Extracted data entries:
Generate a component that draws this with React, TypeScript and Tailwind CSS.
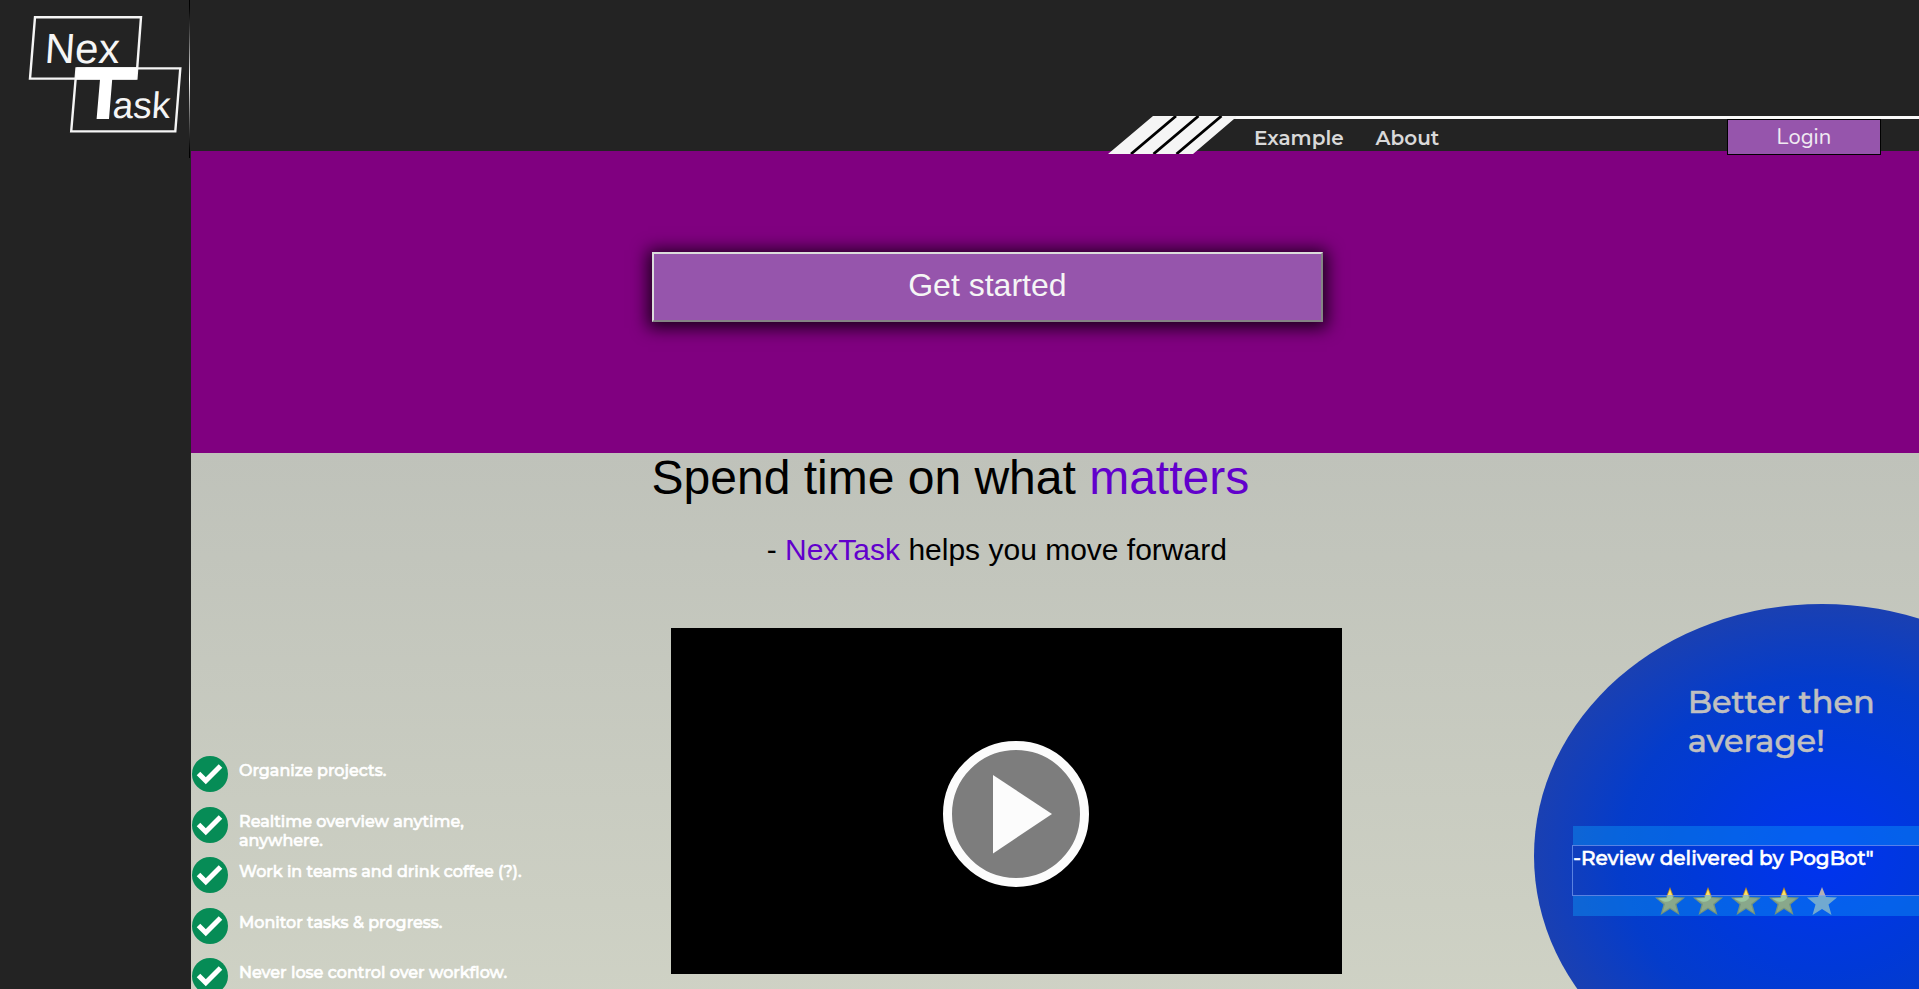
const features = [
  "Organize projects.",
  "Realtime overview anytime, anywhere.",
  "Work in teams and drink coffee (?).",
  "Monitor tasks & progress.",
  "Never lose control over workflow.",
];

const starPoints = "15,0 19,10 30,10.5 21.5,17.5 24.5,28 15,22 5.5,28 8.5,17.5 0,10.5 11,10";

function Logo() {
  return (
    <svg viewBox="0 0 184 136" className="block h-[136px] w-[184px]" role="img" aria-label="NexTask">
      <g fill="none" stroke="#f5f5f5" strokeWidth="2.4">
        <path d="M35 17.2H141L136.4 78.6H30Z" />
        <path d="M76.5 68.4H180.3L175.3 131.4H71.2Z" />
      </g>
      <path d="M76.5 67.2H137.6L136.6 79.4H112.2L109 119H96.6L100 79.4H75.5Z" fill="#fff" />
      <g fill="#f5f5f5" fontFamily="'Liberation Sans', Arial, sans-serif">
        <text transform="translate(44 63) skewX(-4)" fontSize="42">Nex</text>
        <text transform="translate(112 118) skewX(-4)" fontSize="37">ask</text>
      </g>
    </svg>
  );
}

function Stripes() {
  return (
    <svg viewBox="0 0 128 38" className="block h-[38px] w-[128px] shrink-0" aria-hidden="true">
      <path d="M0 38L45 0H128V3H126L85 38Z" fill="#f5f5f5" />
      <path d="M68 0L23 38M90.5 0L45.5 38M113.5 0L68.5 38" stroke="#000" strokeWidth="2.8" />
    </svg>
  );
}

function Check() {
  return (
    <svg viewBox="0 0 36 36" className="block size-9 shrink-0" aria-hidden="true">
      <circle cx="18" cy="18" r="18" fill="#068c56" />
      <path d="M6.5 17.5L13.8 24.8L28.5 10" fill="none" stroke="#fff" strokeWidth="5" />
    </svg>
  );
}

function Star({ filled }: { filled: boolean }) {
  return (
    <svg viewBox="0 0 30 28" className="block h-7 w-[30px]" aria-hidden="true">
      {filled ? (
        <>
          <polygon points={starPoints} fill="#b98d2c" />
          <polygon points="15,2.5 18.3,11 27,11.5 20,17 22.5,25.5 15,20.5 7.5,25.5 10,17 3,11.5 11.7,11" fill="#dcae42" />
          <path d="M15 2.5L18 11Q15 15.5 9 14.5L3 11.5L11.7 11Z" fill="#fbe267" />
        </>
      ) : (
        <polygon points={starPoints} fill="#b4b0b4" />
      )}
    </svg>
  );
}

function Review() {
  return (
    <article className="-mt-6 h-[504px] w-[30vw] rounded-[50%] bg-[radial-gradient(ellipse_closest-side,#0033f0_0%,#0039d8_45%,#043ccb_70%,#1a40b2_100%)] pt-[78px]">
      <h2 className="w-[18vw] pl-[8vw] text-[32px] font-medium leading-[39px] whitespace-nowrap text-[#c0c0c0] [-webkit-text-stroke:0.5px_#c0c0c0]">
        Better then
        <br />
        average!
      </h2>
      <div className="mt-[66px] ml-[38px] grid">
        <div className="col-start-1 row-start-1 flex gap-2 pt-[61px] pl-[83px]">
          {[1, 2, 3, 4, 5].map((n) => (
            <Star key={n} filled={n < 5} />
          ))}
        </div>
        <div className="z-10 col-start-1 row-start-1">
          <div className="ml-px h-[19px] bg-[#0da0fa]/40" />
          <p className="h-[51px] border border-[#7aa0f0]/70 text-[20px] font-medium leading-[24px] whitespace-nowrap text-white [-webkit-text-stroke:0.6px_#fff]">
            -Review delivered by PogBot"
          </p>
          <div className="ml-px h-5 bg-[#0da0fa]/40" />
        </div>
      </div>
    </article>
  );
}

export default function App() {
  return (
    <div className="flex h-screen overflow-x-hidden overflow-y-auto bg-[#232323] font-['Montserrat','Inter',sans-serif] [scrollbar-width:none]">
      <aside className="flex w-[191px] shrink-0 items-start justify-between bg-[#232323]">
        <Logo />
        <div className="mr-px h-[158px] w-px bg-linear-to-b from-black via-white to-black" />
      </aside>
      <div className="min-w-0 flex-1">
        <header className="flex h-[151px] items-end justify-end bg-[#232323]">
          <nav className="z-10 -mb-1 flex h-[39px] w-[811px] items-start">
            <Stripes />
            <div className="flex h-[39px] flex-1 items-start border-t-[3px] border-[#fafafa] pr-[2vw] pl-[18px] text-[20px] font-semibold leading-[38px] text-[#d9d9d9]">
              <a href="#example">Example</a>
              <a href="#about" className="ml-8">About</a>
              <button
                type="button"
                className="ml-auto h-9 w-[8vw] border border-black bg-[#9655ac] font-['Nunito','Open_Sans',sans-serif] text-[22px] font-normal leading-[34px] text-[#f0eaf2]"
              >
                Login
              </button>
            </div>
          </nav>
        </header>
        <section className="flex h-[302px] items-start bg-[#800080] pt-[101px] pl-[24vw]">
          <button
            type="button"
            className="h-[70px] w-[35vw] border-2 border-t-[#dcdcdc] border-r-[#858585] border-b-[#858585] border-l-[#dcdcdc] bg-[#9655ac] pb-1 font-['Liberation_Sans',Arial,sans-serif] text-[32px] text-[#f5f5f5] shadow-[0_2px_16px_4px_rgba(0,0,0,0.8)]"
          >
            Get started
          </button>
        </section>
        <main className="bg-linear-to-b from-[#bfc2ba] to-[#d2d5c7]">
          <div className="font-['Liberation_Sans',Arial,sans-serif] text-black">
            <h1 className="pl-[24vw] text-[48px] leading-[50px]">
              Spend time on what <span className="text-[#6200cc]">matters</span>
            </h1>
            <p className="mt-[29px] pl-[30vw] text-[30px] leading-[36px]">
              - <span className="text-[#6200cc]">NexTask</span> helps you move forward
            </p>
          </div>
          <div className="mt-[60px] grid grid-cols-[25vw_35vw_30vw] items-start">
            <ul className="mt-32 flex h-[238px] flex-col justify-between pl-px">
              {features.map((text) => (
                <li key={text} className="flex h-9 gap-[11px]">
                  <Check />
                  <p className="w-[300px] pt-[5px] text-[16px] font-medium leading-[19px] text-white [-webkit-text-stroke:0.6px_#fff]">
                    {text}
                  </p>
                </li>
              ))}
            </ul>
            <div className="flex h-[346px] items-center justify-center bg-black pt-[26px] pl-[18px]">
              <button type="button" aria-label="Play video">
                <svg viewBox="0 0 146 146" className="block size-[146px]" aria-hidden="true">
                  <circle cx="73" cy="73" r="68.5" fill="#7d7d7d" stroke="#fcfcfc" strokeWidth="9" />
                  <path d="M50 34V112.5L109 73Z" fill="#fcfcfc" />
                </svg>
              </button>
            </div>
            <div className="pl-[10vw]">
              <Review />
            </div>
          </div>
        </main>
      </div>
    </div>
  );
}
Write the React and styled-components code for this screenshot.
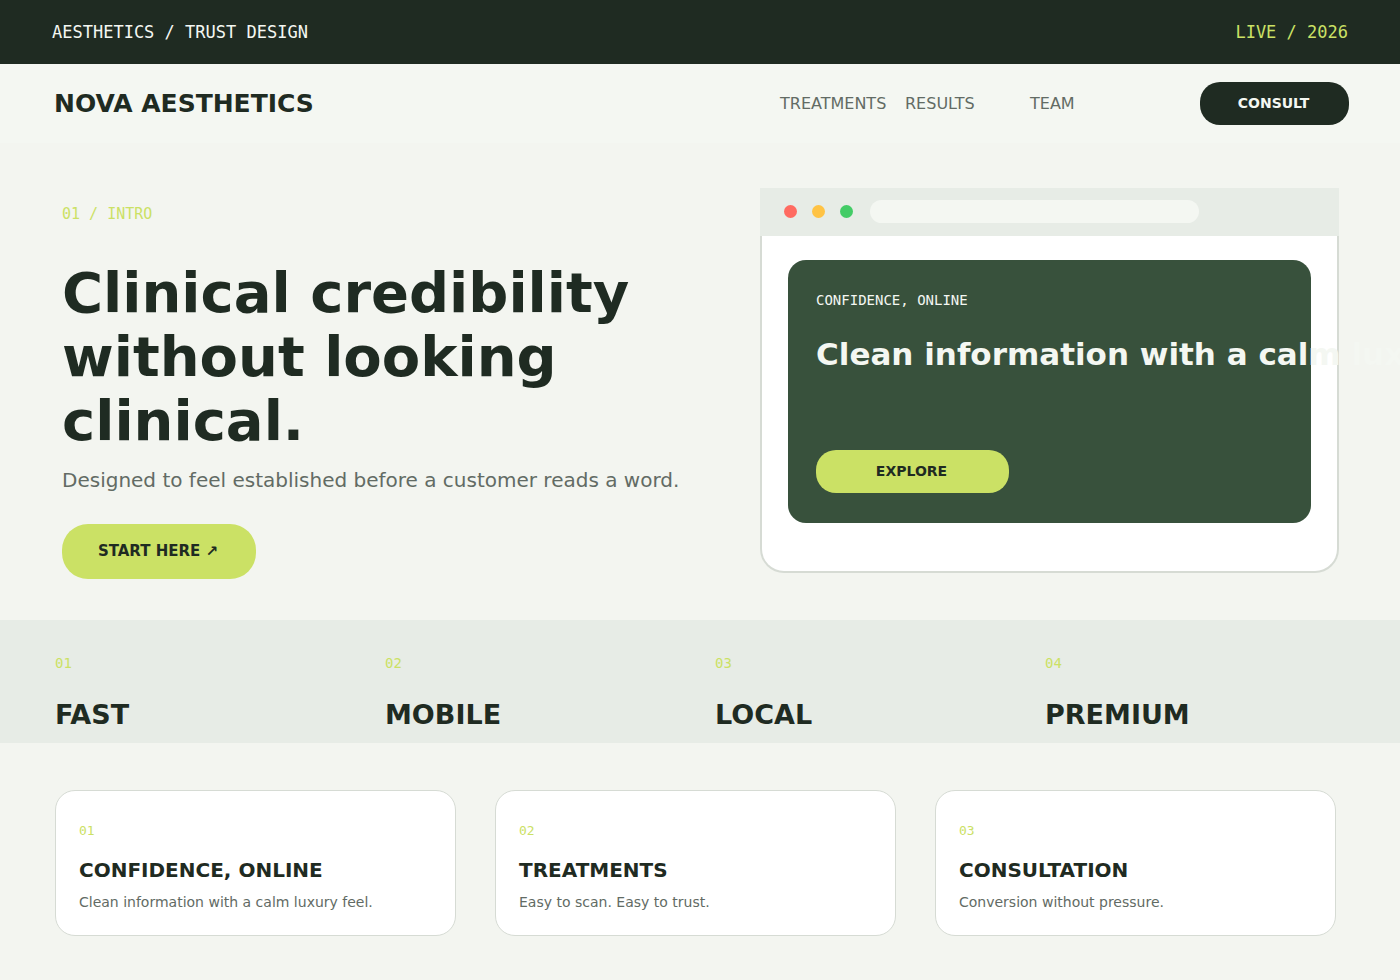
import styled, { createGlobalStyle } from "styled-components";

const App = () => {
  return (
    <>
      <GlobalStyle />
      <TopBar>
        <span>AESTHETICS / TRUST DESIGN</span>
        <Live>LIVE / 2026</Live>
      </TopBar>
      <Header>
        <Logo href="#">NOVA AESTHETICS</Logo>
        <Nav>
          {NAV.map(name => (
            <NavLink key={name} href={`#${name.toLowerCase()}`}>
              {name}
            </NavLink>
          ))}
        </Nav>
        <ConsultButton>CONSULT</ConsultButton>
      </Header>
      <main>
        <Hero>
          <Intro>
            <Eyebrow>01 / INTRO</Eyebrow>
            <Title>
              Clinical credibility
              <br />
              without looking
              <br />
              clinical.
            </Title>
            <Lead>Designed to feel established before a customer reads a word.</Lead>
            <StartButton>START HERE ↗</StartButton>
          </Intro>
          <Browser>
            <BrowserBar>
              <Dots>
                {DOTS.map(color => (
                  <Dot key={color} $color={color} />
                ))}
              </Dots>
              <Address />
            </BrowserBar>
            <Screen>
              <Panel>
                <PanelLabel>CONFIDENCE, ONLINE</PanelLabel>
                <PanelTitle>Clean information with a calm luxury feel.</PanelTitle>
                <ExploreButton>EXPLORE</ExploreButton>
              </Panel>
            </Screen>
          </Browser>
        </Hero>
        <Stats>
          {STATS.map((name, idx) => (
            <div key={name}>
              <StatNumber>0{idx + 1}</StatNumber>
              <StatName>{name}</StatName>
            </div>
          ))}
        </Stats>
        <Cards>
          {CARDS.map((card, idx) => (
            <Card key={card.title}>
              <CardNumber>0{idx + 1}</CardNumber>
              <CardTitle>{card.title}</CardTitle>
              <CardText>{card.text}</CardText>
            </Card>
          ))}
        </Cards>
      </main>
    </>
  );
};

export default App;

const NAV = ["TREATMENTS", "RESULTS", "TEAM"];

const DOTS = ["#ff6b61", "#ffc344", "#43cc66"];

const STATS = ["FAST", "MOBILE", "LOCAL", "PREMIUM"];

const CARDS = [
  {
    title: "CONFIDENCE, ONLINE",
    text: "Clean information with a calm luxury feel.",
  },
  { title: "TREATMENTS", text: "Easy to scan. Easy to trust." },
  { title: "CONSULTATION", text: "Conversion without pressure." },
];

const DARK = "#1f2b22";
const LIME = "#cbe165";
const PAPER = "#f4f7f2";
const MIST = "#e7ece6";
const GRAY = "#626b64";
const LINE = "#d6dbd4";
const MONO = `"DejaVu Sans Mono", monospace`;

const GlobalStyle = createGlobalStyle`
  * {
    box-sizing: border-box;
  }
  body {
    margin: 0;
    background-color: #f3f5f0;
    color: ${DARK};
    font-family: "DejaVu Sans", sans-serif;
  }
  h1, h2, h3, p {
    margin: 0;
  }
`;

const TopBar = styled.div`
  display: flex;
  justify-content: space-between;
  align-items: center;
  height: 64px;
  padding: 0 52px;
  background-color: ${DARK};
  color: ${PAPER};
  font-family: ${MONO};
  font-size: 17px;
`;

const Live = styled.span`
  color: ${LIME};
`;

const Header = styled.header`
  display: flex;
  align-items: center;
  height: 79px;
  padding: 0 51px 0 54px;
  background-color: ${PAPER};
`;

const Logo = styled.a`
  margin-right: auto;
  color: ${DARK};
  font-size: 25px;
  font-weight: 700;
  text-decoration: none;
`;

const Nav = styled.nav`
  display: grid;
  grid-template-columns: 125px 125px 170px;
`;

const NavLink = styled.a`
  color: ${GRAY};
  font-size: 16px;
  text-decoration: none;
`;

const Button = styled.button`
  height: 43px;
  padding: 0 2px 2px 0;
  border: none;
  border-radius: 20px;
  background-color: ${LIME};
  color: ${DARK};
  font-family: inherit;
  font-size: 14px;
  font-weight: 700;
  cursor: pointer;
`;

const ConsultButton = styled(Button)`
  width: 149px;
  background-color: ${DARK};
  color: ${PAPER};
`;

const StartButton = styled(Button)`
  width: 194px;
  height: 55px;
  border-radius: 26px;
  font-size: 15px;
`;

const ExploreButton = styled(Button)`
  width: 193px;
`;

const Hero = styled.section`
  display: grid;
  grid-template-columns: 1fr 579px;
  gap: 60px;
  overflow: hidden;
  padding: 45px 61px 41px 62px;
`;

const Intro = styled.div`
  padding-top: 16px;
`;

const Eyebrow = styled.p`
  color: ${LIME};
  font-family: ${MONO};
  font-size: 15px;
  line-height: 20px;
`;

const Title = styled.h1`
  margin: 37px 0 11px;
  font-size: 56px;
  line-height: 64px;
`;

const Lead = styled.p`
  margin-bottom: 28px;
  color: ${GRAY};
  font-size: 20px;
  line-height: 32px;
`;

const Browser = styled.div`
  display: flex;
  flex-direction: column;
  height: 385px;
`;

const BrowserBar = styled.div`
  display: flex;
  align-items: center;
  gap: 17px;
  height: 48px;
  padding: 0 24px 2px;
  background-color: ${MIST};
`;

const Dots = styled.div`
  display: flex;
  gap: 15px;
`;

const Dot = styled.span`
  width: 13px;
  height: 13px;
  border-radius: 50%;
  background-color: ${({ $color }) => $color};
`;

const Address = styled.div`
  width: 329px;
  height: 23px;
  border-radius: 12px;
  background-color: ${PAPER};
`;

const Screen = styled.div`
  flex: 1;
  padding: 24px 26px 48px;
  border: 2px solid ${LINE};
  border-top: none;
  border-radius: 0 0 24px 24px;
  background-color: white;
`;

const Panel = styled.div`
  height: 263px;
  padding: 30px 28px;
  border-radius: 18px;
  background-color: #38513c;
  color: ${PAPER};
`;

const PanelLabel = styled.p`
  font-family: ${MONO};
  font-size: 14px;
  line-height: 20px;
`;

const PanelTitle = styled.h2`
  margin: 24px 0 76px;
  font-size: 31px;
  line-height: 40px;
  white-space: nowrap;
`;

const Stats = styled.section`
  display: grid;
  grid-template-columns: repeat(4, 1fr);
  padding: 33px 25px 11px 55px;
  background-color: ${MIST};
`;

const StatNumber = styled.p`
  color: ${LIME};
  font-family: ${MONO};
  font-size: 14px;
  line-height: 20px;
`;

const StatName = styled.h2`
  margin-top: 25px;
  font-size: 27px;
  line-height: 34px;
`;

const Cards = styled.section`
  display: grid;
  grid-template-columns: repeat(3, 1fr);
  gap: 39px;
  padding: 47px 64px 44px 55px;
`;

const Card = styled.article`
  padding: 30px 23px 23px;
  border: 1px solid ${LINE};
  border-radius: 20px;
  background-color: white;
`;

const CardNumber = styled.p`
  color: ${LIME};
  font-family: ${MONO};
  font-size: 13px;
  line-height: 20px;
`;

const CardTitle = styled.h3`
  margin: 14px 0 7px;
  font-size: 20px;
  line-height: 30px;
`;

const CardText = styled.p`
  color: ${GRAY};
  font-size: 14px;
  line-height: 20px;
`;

WORK TO DO:
Begin at the first line of the material and copy each line exactly through the one containing "19,10 30,10.5 21.5,17.5". Omit pictures.

EXERCISE OUTPUT:
Generate a component that draws this with React, TypeScript and Tailwind CSS.
const features = [
  "Organize projects.",
  "Realtime overview anytime, anywhere.",
  "Work in teams and drink coffee (?).",
  "Monitor tasks & progress.",
  "Never lose control over workflow.",
];

const starPoints = "15,0 19,10 30,10.5 21.5,17.5 24.5,28 15,22 5.5,28 8.5,17.5 0,10.5 11,10";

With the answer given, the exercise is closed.